BRIEF DESCRIPTION OF THE DRAWINGS
[0011] FIG. 1 is a diagram schematically illustrating an
information processing system according to a first embodiment;
[0012] FIG. 2 is a diagram for describing a case where a vehicle is
located in a geofence;
[0013] FIG. 3 is a diagram for describing a flow of information
when a disaster occurs;
[0014] FIG. 4 is a functional block diagram illustrating an overall
configuration of the information processing system;
[0015] FIG. 5 is a flowchart illustrating a control flow when the
vehicle acquires location information;
[0016] FIG. 6 is a flowchart illustrating a control flow when the
vehicle transmits the location information;
[0017] FIG. 7 is a flowchart illustrating a control flow when the
vehicle management server updates the location information of the
vehicle;
[0018] FIG. 8 is a flowchart illustrating a control flow when a
disaster information server receives disaster information;
[0019] FIG. 9 is a flowchart illustrating a control flow when the
vehicle management server receives disaster-stricken area
information;
[0020] FIG. 10 is a flowchart illustrating a control flow when the
vehicle receives a driving permission instruction;
[0021] FIG. 11 is a schematic diagram illustrating a display
example of information indicating that driving of an engine is
permitted;
[0022] FIG. 12 is a diagram schematically illustrating an
information processing system according to a second embodiment;
[0023] FIG. 13 is a flowchart illustrating a control flow performed
by a vehicle management server after occurrence of a disaster;
[0024] FIG. 14 is a flowchart illustrating a control flow performed
by a vehicle after occurrence of a disaster;
[0025] FIG. 15 is a functional block diagram illustrating a
configuration of a vehicle according to a first modified
example;
[0026] FIG. 16 is a flowchart illustrating a control flow when the
vehicle determines a schedule of restoration from a power failure;
and
[0027] FIG. 17 is a functional block diagram illustrating an
overall configuration of an information processing system according
to a second modified example.
DETAILED DESCRIPTION
[0028] Hereinafter, a vehicle, a server, and an information
processing system according to an embodiment will be specifically
described with reference to the drawings. Note that the present
disclosure is not limited to the embodiments described below.

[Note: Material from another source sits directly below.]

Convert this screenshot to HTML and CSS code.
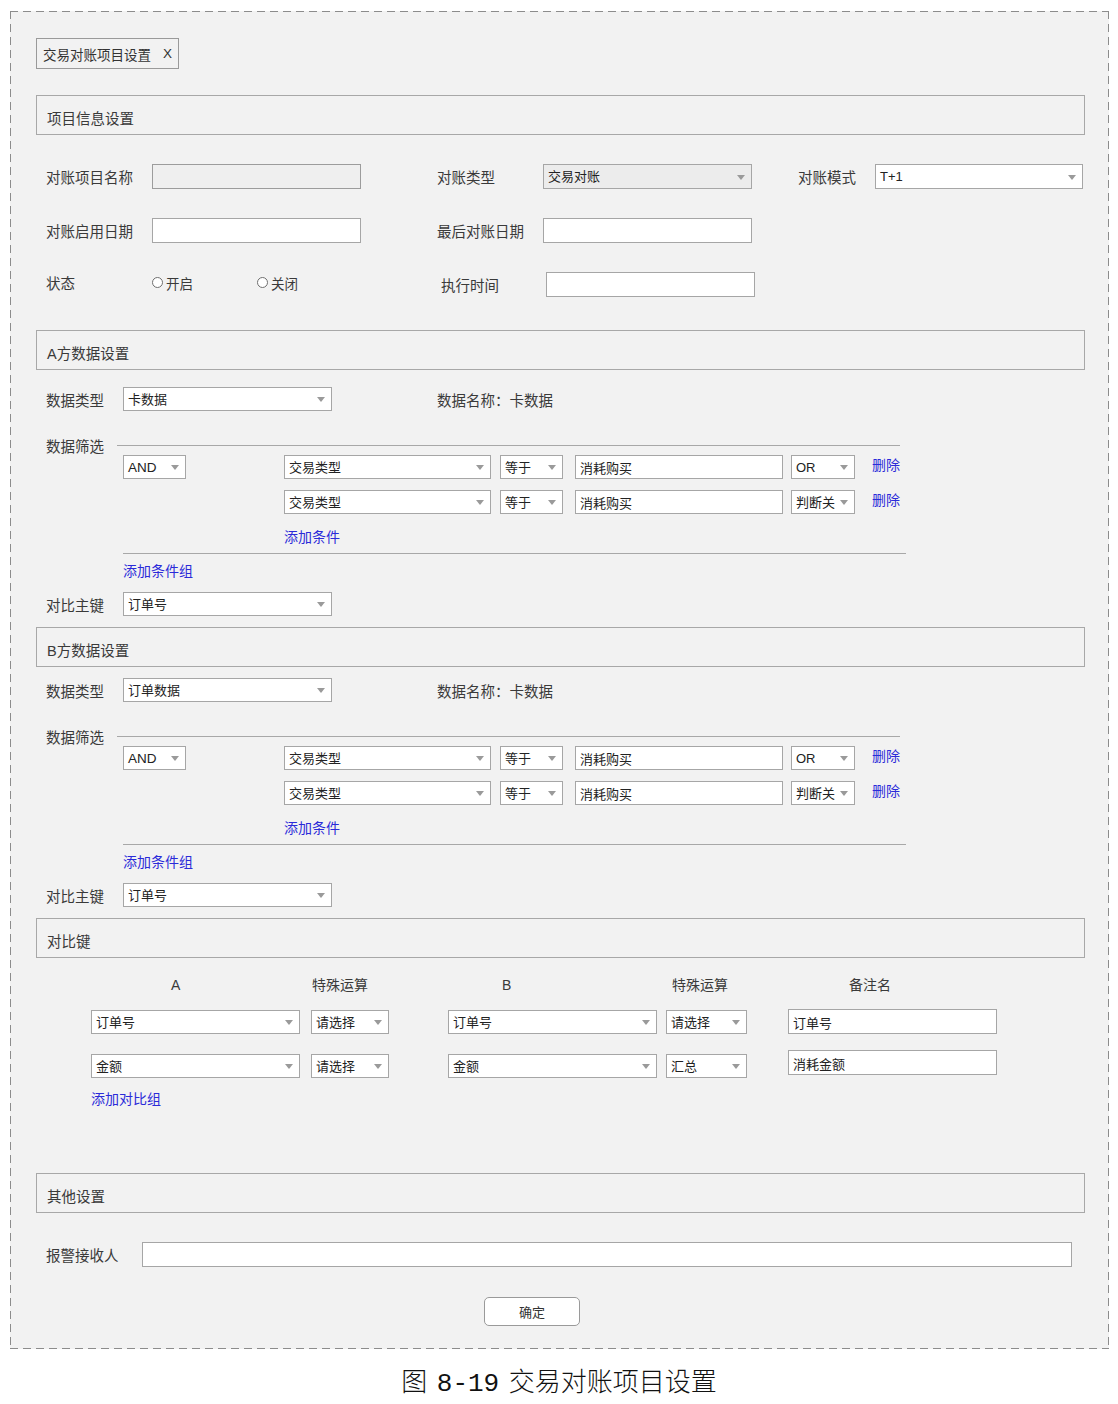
FILE: index.html
```html
<!DOCTYPE html>
<html lang="zh-CN">
<head>
    <meta charset="UTF-8">
    <meta name="viewport" content="width=device-width, initial-scale=1.0">
    <title>交易对账项目设置</title>
    <link rel="stylesheet" href="styles.css">
</head>
<body>

    <div class="frame">
        <div class="tab">交易对账项目设置<span class="tab-close">X</span></div>

        <!-- 项目信息 -->
        <div class="section-title">项目信息设置</div>
        <div class="info-row">
            <span class="label">对账项目名称</span>
            <input type="text" class="field disabled">
            <span></span>
            <span class="label">对账类型</span>
            <div class="select disabled">交易对账</div>
            <span></span>
            <span class="label">对账模式</span>
            <div class="select">T+1</div>
        </div>
        <div class="info-row">
            <span class="label">对账启用日期</span>
            <input type="text" class="field">
            <span></span>
            <span class="label">最后对账日期</span>
            <input type="text" class="field">
        </div>
        <div class="info-row">
            <span class="label up">状态</span>
            <div class="radios">
                <span class="radio"><i></i>开启</span>
                <span class="radio"><i></i>关闭</span>
            </div>
            <span></span>
            <span class="label shift">执行时间</span>
            <input type="text" class="field shift">
        </div>

        <!-- A方 -->
        <div class="section-title gap-33">A方数据设置</div>
        <div class="type-row">
            <span class="label">数据类型</span>
            <div class="select wide">卡数据</div>
            <span class="data-name">数据名称：卡数据</span>
        </div>
        <div class="filter-head">
            <span class="label">数据筛选</span>
            <div class="rule"></div>
        </div>
        <div class="filter-group">
            <div class="select logic">AND</div>
            <div class="cond-list">
                <div class="cond-row">
                    <div class="select cond-field">交易类型</div>
                    <div class="select cond-op">等于</div>
                    <input type="text" class="field cond-value" value="消耗购买">
                    <div class="select cond-logic">OR</div>
                    <a class="link del">删除</a>
                </div>
                <div class="cond-row">
                    <div class="select cond-field">交易类型</div>
                    <div class="select cond-op">等于</div>
                    <input type="text" class="field cond-value" value="消耗购买">
                    <div class="select cond-logic">判断关</div>
                    <a class="link del">删除</a>
                </div>
                <a class="link add-cond">添加条件</a>
            </div>
        </div>
        <a class="link add-group">添加条件组</a>
        <div class="type-row key-row">
            <span class="label">对比主键</span>
            <div class="select wide">订单号</div>
        </div>

        <!-- B方 -->
        <div class="section-title gap-11">B方数据设置</div>
        <div class="type-row tight">
            <span class="label">数据类型</span>
            <div class="select wide">订单数据</div>
            <span class="data-name">数据名称：卡数据</span>
        </div>
        <div class="filter-head">
            <span class="label">数据筛选</span>
            <div class="rule"></div>
        </div>
        <div class="filter-group">
            <div class="select logic">AND</div>
            <div class="cond-list">
                <div class="cond-row">
                    <div class="select cond-field">交易类型</div>
                    <div class="select cond-op">等于</div>
                    <input type="text" class="field cond-value" value="消耗购买">
                    <div class="select cond-logic">OR</div>
                    <a class="link del">删除</a>
                </div>
                <div class="cond-row">
                    <div class="select cond-field">交易类型</div>
                    <div class="select cond-op">等于</div>
                    <input type="text" class="field cond-value" value="消耗购买">
                    <div class="select cond-logic">判断关</div>
                    <a class="link del">删除</a>
                </div>
                <a class="link add-cond">添加条件</a>
            </div>
        </div>
        <a class="link add-group">添加条件组</a>
        <div class="type-row key-row">
            <span class="label">对比主键</span>
            <div class="select wide">订单号</div>
        </div>

        <!-- 对比键 -->
        <div class="section-title gap-11">对比键</div>
        <div class="cmp-head">
            <span class="h-a">A</span>
            <span class="h-op">特殊运算</span>
            <span class="h-b">B</span>
            <span class="h-op2">特殊运算</span>
            <span class="h-note">备注名</span>
        </div>
        <div class="cmp-row">
            <div class="select cmp-a">订单号</div>
            <div class="select cmp-op">请选择</div>
            <div class="select cmp-b">订单号</div>
            <div class="select cmp-op2">请选择</div>
            <input type="text" class="field note" value="订单号">
        </div>
        <div class="cmp-row second">
            <div class="select cmp-a">金额</div>
            <div class="select cmp-op">请选择</div>
            <div class="select cmp-b">金额</div>
            <div class="select cmp-op2">汇总</div>
            <input type="text" class="field note" value="消耗金额">
        </div>
        <a class="link add-cmp">添加对比组</a>

        <!-- 其他 -->
        <div class="section-title gap-66">其他设置</div>
        <div class="alert-row">
            <span class="label">报警接收人</span>
            <input type="text" class="field alert-field">
        </div>
        <button class="ok-btn">确定</button>
    </div>

    <div class="caption">图 8-19 交易对账项目设置</div>

</body>
</html>
```

FILE: styles.css
```css
/* 交易对账项目设置 */
body {
    margin: 0;
    padding: 0;
    background-color: #fff;
    font-family: "Liberation Sans", "Noto Sans CJK SC", sans-serif;
    color: #3a3a3a;
}
.frame {
    box-sizing: border-box;
    width: 1099px;
    height: 1338px;
    margin: 11px 0 0 10px;
    padding: 27px 24px 0 26px;
    background:
        repeating-linear-gradient(90deg, #8c8c8c 0 8px, transparent 8px 13px) top left / 100% 1px no-repeat,
        repeating-linear-gradient(90deg, #8c8c8c 0 8px, transparent 8px 13px) bottom left / 100% 1px no-repeat,
        repeating-linear-gradient(180deg, #8c8c8c 0 8px, transparent 8px 13px) top left / 1px 100% no-repeat,
        repeating-linear-gradient(180deg, #8c8c8c 0 8px, transparent 8px 13px) top right / 1px 100% no-repeat,
        #f2f2f2;
}
.tab {
    display: flex;
    align-items: center;
    box-sizing: border-box;
    width: 143px;
    height: 31px;
    padding: 0 6px;
    border: 1px solid #9a9a9a;
    font-size: 13.5px;
    color: #333;
}
.tab-close {
    margin-left: 12px;
}
.section-title {
    display: flex;
    align-items: center;
    box-sizing: border-box;
    height: 40px;
    margin-top: 26px;
    padding: 5px 0 0 10px;
    border: 1px solid #a8a8a8;
    font-size: 14.5px;
}
.gap-33 { margin-top: 33px; }
.gap-11 { margin-top: 11px; }
.gap-66 { margin-top: 66px; }

.label {
    font-size: 14.5px;
    white-space: nowrap;
}
.field {
    box-sizing: border-box;
    height: 25px;
    margin: 0;
    padding: 1px 4px 0;
    border: 1px solid #a6a6a6;
    background-color: #fff;
    font-family: inherit;
    font-size: 13px;
    color: #222;
    outline: none;
}
.field.disabled {
    background-color: #efefef;
    border-color: #9c9c9c;
}
.select {
    position: relative;
    box-sizing: border-box;
    height: 24px;
    padding: 1px 0 0 4px;
    border: 1px solid #a6a6a6;
    background-color: #fff;
    font-size: 13px;
    line-height: 21px;
    color: #222;
    white-space: nowrap;
    overflow: hidden;
}
.select.disabled {
    background-color: #ececec;
}
.select::after {
    content: "";
    position: absolute;
    right: 6px;
    top: 50%;
    margin-top: -2px;
    border-left: 4px solid transparent;
    border-right: 4px solid transparent;
    border-top: 5px solid #9a9a9a;
}
.link {
    color: #2b2bd9;
    font-size: 14px;
    line-height: 16px;
    cursor: pointer;
}

/* 项目信息 */
.info-row {
    display: grid;
    grid-template-columns: 106px 209px 76px 106px 209px 46px 77px 208px;
    align-items: center;
    height: 25px;
    margin-top: 29px;
    padding-left: 10px;
}
.info-row .field {
    width: 209px;
}
.info-row .select {
    height: 25px;
}
.info-row .shift {
    margin-left: 4px;
}
.info-row .field.shift {
    margin-left: 3px;
}
.label.up {
    margin-top: -4px;
}
.radios {
    display: flex;
    gap: 64px;
    margin-top: -4px;
}
.radio {
    display: flex;
    align-items: center;
    font-size: 13.5px;
}
.radio i {
    display: inline-block;
    box-sizing: border-box;
    width: 11px;
    height: 11px;
    margin-right: 3px;
    border: 1px solid #6f6f6f;
    border-radius: 50%;
    background-color: #fff;
}

/* 数据设置 */
.type-row {
    display: flex;
    align-items: center;
    height: 24px;
    margin-top: 17px;
    padding-left: 10px;
}
.type-row.tight {
    margin-top: 11px;
}
.type-row.key-row {
    margin-top: 13px;
}
.type-row .label {
    width: 77px;
}
.select.wide {
    width: 209px;
}
.data-name {
    margin-left: 105px;
    font-size: 14.5px;
}
.filter-head {
    display: flex;
    align-items: center;
    height: 16px;
    margin-top: 26px;
    padding-left: 10px;
}
.filter-head .label {
    width: 71px;
}
.rule {
    width: 783px;
    border-top: 1px solid #a8a8a8;
}
.filter-group {
    display: flex;
    align-items: flex-start;
    width: 783px;
    margin: 2px 0 0 87px;
    padding-bottom: 8px;
    border-bottom: 1px solid #a8a8a8;
}
.select.logic {
    width: 63px;
    font-size: 13.5px;
}
.cond-list {
    display: flex;
    flex-direction: column;
    align-items: flex-start;
    margin-left: 98px;
}
.cond-row {
    display: flex;
    align-items: center;
    height: 24px;
}
.cond-row + .cond-row {
    margin-top: 11px;
}
.cond-field {
    width: 207px;
}
.cond-op {
    width: 63px;
    margin-left: 9px;
}
.field.cond-value {
    width: 208px;
    height: 24px;
    margin-left: 12px;
}
.cond-logic {
    width: 64px;
    margin-left: 8px;
}
.del {
    margin: -5px 0 0 17px;
}
.add-cond {
    margin-top: 15px;
}
.add-group {
    display: block;
    margin: 9px 0 0 87px;
}

/* 对比键 */
.cmp-head {
    display: flex;
    margin: 19px 0 0 55px;
    font-size: 14px;
    line-height: 16px;
}
.cmp-head span {
    box-sizing: border-box;
}
.h-a { width: 209px; padding-left: 80px; }
.h-op { width: 78px; margin-left: 11px; padding-left: 1px; }
.h-b { width: 209px; margin-left: 59px; padding-left: 54px; }
.h-op2 { width: 81px; margin-left: 9px; padding-left: 6px; }
.h-note { margin-left: 41px; padding-left: 61px; }
.cmp-row {
    display: flex;
    align-items: center;
    margin: 17px 0 0 55px;
}
.cmp-row.second {
    margin-top: 20px;
}
.cmp-a { width: 209px; }
.cmp-op { width: 78px; margin-left: 11px; }
.cmp-b { width: 209px; margin-left: 59px; }
.cmp-op2 { width: 81px; margin-left: 9px; }
.field.note {
    width: 209px;
    margin: -1px 0 0 41px;
}
.cmp-row.second .field.note {
    margin-top: -7px;
}
.add-cmp {
    display: block;
    margin: 13px 0 0 55px;
}

/* 其他设置 */
.alert-row {
    display: flex;
    align-items: center;
    margin-top: 29px;
    padding-left: 10px;
}
.alert-row .label {
    width: 96px;
}
.alert-field {
    width: 930px;
}
.ok-btn {
    display: block;
    box-sizing: border-box;
    width: 96px;
    height: 29px;
    margin: 30px 0 0 448px;
    border: 1px solid #9a9a9a;
    border-radius: 5px;
    background-color: #fff;
    font-family: inherit;
    font-size: 13px;
    color: #333;
    cursor: pointer;
}
.caption {
    margin-top: 17px;
    text-align: center;
    font-family: "Liberation Mono", "Noto Sans CJK SC", monospace;
    font-size: 26px;
    font-weight: 300;
    line-height: 36px;
    word-spacing: -6px;
    color: #111;
}
```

[0029] As illustrated in FIG. 1, an information processing system 1
according to a first embodiment includes a disaster information
server 2, a vehicle management server 3, and a vehicle 4. The
disaster information server 2 is a server installed in a disaster
information center or the like. When a disaster occurs, the
disaster information center sends information on the disaster. The
vehicle management server 3 is a server installed in a vehicle
management center. The vehicle management center monitors location
information of a plurality of vehicles 4 in real time. The vehicle
4 is a vehicle that may travel (EV driving) only with power of a
motor, such as a plug-in hybrid vehicle or a range extender
vehicle. Further, the vehicle 4 is a vehicle that may be charged
with electric power from an external power source and may supply
electric power to the outside.
[0030] The disaster information server 2 and the vehicle management
server 3 may perform information communication with each other via
a network NW. The network NW includes, for example, an Internet
line network. In addition, the vehicle management server 3 and the
vehicle 4 may perform wireless communication with each other via
the network NW. The vehicle management server 3 may transmit and
receive information to and from the plurality of vehicles 4.
[0031] In the information processing system 1, as illustrated in
FIG. 2, a virtual fence (boundary line) that is called a geofence 5
is set as a predetermined region. The geofence 5 is preset in the
vehicle management server 3 for a specific region such as an urban
district. That is, the vehicle management server 3 may set a
plurality of geofences 5 on map information.
[0032] Then, the vehicle management server 3 causes the vehicle 4
located in the geofence 5 to perform a specific vehicle control.
The vehicle control includes a power source control for controlling
a power source mounted on the vehicle 4. Specifically, the vehicle
management server 3 transmits, to the vehicle 4 located in the
geofence 5, an instruction to prohibit driving of an engine (engine
driving prohibition instruction), such that the vehicle 4 travels
(EV driving) only with the motor.
[0033] For example, when a disaster occurs, as illustrated in FIG.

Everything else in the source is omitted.